| > no idea why people get so worked up about character counts Think of reading code as mining ore. If the ore is rich, you don't have to mine and process nearly as much of it to get the material you need. If the ore is poor, you have to invest extra effort to mine more ore to get the same amount of refined material. You might think Go is easy to read because lines are individually very easy to read, but Go code is so information-poor (partly because of error handling boilerplate) that you have to read a lot more lines of it to understand what a system does compared to other languages. Quantity has a quality all its own, and Go does bog you down with its sheer line count. I'm not one who often appeals to this argument, by the way; the only other language I've done significant work in that I would apply it to would be C. It's very common to write bloated, information-poor Java code, but that is still a choice, even if it is the most popular one. My reaction looking at Go initially was that it was exciting to have a fast, simple language designed for writing services. My reaction to reading and writing code of real applications has been that Go is badly suited for writing nontrivial application logic. > how often one experiences exception traces when using an application written in Python or Java Python and Java aren't particularly ambitious standards for a 21st-century language. |
Reading code and mining have nothing in common.

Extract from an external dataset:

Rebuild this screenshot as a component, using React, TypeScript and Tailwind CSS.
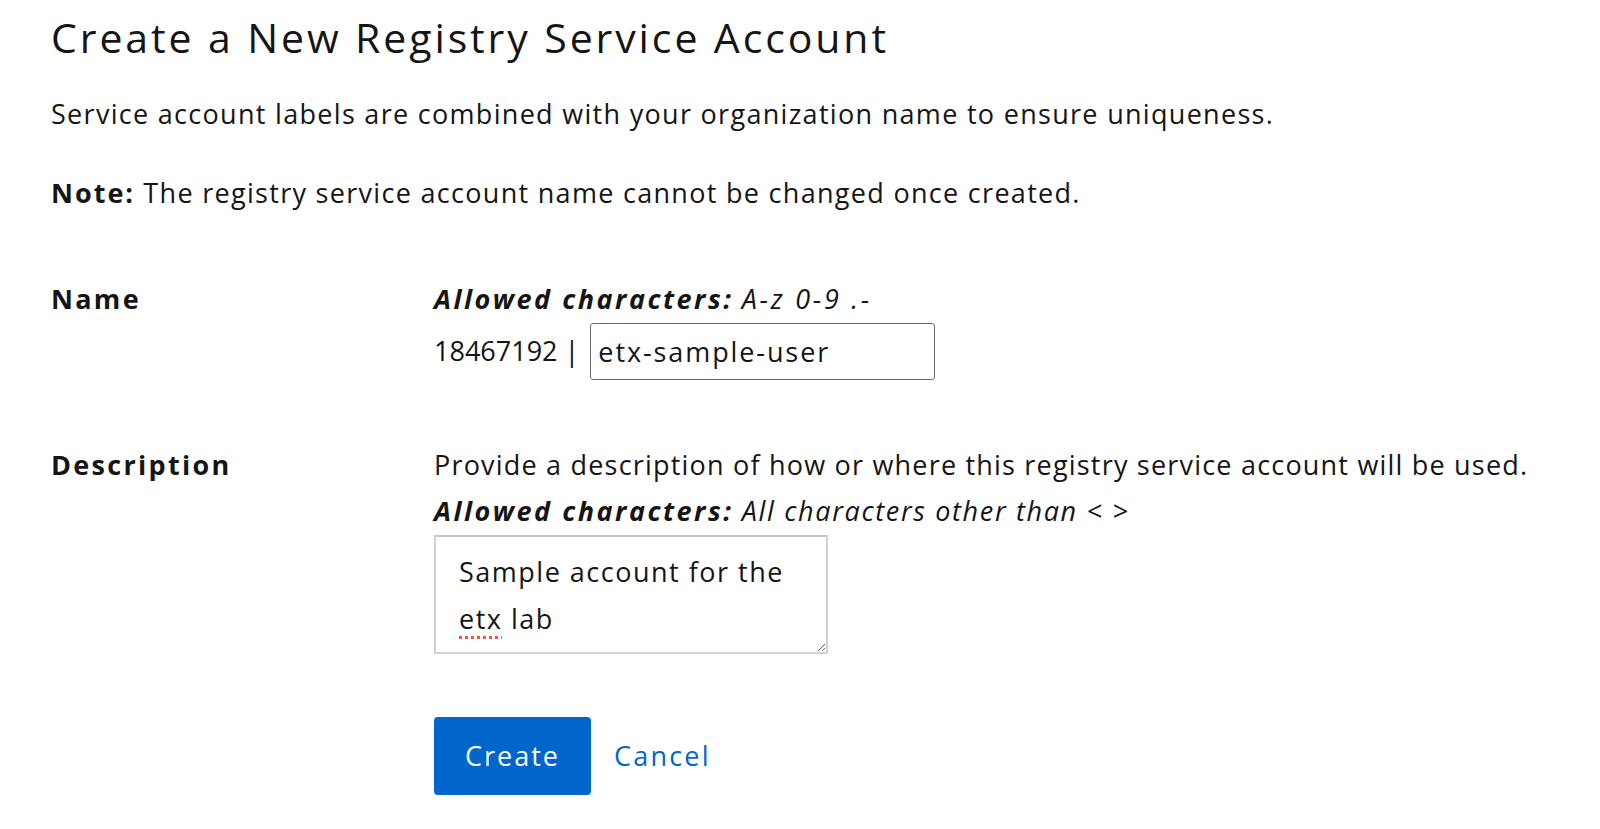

In particular, mining technology works best on dense ore, human visual perception requires whitespace to operate efficiently.
> You might think Go is easy to read because lines are individually very easy to read, but Go code is so information-poor (partly because of error handling boilerplate) that you have to read a lot more lines of it to understand what a system does compared to other languages.
I think Go is easy to read because (1) it ranks at the top in my experiences with other languages and (2) because humans are very good at scanning visual structure and less good at parsing arbitrary syntax. Most languages tacitly acknowledge (2) by way of indentation and other syntactically irrelevant whitespace, but they don't apply the same rigor to error handling.
> Python and Java aren't particularly ambitious standards for a 21st-century language.
I was remarking specifically about exception handling. Has there been much innovation in exceptions among 21st-century languages?